Pull every line holding the string "that" from the records below.
::: Stored records :::
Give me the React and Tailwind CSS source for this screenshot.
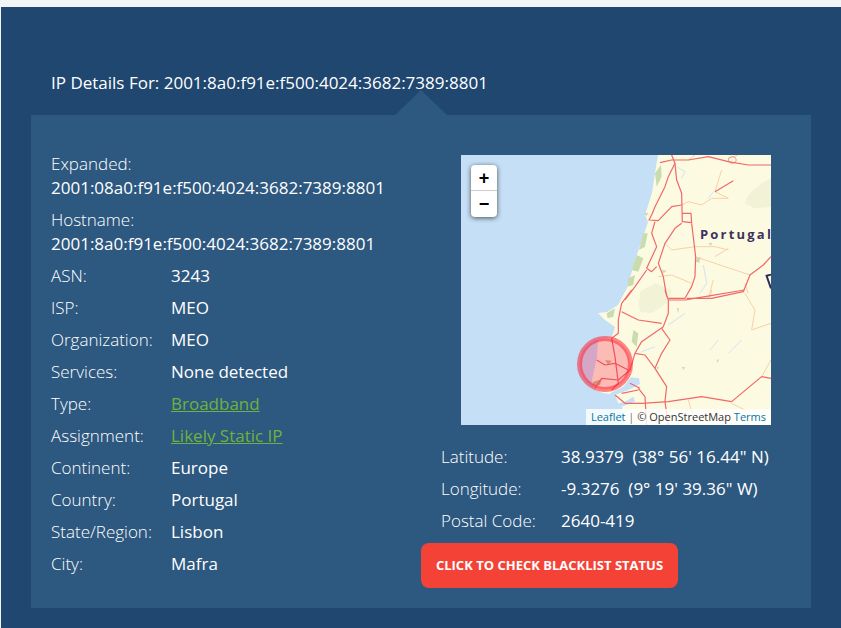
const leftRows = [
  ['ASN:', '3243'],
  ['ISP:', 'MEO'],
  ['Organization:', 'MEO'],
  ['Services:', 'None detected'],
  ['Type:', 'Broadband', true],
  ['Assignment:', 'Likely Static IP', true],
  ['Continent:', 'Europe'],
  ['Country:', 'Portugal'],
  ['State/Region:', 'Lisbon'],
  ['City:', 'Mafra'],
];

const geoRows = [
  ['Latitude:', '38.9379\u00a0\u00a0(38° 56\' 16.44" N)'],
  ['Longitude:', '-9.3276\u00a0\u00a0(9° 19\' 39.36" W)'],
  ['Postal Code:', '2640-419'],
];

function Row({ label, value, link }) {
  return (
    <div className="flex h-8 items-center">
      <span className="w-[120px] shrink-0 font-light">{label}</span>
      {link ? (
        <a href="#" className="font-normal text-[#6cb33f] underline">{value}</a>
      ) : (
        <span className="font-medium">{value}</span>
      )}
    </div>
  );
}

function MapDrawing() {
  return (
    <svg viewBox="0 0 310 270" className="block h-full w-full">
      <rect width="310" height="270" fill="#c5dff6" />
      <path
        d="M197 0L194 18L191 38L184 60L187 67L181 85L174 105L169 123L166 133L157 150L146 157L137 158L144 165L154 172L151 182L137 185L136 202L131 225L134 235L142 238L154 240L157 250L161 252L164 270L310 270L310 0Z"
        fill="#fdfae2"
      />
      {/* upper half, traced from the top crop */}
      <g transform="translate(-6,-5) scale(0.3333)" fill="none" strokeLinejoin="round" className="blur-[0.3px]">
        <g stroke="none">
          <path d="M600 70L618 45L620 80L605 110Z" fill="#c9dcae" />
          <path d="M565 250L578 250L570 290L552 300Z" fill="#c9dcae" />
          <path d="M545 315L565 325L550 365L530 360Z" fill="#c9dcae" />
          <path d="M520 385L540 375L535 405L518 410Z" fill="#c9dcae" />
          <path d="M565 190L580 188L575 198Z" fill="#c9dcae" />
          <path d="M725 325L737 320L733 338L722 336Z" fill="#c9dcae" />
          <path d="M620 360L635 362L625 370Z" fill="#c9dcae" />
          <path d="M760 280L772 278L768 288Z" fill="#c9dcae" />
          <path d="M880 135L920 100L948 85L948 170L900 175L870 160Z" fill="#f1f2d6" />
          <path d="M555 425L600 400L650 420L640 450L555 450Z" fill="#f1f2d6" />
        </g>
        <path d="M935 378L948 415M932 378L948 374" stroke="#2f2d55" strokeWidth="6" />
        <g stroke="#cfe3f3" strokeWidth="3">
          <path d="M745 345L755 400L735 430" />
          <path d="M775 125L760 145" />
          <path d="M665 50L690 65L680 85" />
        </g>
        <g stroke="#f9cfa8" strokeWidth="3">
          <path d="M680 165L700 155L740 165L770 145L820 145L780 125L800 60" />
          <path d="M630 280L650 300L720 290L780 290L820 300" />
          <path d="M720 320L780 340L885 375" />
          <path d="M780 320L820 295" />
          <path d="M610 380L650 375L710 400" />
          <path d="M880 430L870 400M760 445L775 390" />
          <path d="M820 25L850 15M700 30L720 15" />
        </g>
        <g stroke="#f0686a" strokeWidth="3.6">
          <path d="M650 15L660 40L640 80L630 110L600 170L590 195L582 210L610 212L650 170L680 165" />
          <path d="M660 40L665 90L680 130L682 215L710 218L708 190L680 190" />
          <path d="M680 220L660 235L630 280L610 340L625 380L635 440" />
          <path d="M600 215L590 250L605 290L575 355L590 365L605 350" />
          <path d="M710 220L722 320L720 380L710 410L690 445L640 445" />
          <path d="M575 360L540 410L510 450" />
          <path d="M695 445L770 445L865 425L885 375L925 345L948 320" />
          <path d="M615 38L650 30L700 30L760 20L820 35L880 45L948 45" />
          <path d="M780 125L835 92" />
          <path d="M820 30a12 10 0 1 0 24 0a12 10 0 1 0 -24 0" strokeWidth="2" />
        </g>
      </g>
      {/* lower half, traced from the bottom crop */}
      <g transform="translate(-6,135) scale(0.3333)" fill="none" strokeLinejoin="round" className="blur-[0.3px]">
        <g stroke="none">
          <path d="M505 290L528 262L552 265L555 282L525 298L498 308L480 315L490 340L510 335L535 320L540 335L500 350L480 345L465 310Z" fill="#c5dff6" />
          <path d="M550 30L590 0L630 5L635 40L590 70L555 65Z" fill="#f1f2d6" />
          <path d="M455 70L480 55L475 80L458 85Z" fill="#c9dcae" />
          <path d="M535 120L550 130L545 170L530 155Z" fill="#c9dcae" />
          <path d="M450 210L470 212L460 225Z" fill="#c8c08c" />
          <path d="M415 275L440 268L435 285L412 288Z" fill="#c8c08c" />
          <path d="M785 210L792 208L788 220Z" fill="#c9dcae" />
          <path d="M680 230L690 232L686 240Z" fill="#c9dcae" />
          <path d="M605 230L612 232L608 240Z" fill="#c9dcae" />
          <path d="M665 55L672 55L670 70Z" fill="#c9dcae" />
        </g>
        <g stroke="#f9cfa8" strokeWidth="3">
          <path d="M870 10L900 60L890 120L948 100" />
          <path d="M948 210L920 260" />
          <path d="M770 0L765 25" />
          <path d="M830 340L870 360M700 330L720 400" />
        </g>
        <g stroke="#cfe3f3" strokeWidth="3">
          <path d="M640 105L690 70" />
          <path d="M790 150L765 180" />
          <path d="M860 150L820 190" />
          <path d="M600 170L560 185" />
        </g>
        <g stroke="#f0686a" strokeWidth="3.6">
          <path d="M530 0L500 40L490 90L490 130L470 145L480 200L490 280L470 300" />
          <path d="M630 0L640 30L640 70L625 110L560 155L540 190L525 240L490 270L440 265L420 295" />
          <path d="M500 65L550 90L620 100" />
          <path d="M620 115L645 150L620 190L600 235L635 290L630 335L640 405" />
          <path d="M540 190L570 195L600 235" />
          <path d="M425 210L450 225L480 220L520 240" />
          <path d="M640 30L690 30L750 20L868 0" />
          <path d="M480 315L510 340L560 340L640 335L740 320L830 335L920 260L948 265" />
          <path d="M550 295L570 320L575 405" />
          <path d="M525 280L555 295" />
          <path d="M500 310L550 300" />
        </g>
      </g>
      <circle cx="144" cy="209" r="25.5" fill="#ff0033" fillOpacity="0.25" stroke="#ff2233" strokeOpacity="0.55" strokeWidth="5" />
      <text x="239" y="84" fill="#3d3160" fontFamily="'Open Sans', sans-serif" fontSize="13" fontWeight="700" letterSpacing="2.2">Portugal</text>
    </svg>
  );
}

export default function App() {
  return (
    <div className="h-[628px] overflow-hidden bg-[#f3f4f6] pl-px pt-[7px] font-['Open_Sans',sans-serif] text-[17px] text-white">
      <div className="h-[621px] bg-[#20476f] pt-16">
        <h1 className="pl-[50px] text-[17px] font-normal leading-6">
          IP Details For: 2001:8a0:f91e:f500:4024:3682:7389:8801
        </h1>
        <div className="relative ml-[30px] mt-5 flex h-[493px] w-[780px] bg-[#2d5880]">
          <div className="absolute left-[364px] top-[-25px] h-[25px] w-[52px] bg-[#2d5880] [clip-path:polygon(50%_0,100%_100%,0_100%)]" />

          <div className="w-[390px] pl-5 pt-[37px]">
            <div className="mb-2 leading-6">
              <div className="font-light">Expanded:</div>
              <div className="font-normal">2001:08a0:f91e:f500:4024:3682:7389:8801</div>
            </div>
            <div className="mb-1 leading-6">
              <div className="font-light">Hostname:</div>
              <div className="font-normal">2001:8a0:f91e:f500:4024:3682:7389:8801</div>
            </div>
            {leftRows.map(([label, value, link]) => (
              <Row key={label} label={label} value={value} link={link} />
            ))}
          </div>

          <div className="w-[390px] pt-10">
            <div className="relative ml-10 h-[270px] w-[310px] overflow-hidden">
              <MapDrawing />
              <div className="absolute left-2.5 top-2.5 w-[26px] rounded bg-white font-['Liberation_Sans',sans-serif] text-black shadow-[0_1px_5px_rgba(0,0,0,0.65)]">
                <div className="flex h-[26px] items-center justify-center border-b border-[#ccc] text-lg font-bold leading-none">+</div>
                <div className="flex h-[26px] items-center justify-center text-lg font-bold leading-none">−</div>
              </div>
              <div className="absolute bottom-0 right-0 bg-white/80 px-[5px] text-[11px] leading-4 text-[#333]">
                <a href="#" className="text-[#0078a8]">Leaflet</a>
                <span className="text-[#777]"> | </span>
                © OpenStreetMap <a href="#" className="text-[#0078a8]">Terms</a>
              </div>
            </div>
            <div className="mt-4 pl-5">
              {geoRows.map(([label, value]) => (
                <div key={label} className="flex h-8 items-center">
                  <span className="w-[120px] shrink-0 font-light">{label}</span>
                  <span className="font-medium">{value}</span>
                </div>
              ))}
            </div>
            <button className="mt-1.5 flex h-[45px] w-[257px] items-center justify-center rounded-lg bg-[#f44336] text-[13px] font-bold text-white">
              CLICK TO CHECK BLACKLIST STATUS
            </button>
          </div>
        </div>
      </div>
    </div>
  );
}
:::
::: Stored records :::
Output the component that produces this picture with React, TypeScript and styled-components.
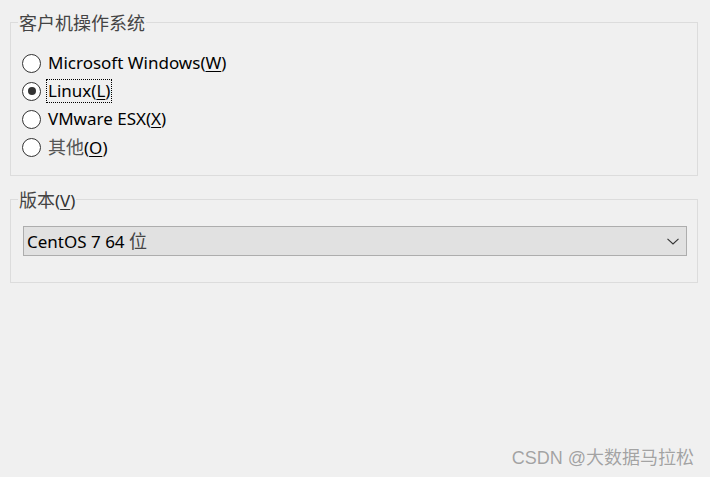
:::
::: Stored records :::
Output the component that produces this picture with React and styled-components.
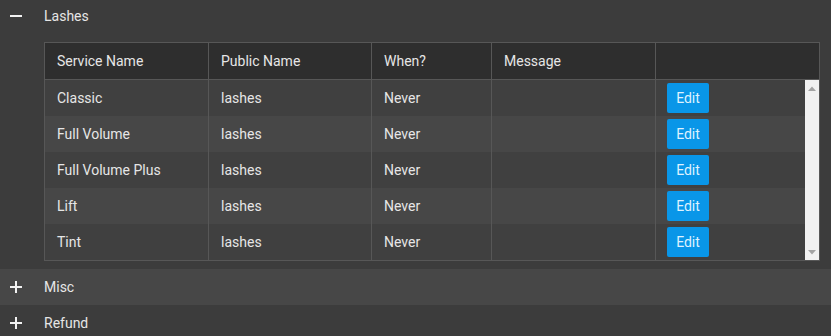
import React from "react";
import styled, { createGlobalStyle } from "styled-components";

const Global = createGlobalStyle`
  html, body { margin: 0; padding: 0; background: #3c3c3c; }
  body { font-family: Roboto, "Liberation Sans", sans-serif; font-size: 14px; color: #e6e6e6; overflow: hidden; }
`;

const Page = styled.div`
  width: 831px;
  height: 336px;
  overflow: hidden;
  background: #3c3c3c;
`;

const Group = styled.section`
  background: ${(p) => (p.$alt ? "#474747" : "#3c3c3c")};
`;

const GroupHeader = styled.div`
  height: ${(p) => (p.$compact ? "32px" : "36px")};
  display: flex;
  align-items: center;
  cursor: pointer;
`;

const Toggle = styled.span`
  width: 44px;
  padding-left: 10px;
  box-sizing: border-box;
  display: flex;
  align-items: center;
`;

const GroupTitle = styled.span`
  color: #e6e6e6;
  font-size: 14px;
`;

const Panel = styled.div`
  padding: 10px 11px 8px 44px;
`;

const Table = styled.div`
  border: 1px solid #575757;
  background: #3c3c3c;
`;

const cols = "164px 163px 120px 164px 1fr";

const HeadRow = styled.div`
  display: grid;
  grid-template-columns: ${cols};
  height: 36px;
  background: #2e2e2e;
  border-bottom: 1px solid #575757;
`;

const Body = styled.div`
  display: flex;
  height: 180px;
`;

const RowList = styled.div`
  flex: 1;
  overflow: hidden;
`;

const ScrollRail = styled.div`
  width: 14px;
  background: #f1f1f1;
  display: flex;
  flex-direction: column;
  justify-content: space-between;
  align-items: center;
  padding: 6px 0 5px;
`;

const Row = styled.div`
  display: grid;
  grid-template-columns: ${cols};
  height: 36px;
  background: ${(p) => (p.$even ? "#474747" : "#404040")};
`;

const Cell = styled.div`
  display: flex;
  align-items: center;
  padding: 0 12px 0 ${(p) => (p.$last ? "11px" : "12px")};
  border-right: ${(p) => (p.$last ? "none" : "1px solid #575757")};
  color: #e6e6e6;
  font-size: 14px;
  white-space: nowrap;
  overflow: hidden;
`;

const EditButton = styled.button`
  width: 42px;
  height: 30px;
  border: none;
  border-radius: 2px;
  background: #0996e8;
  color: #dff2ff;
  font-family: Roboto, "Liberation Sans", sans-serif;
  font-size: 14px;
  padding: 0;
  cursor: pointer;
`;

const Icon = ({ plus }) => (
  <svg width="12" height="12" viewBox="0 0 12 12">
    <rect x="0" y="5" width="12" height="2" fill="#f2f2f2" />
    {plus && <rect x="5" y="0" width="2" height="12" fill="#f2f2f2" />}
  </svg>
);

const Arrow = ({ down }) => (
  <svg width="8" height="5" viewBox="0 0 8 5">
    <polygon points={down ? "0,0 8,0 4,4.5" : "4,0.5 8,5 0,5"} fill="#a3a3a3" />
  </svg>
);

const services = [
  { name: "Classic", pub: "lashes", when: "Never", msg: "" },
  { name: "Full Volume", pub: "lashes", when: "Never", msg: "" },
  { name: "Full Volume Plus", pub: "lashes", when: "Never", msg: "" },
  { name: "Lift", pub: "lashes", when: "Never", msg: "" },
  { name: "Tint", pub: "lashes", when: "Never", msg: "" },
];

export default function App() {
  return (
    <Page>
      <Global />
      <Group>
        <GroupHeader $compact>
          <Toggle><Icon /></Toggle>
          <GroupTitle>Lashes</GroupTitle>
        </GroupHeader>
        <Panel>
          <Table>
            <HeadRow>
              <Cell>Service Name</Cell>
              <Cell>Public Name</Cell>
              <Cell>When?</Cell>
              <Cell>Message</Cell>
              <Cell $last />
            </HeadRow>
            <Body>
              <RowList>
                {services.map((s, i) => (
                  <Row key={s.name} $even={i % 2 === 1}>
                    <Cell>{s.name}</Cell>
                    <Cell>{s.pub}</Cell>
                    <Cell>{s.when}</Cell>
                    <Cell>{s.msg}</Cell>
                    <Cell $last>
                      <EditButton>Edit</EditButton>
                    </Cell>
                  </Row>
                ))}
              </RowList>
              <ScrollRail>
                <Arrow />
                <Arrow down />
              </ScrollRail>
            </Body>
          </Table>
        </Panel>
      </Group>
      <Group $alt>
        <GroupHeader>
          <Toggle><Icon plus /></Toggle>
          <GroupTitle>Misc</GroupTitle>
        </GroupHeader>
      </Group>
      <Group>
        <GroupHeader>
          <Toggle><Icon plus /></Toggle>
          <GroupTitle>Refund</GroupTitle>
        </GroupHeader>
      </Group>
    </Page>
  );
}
:::
### Written answer
Output the component that produces this picture with React, TypeScript and styled-components.
Output the component that produces this picture with React and styled-components.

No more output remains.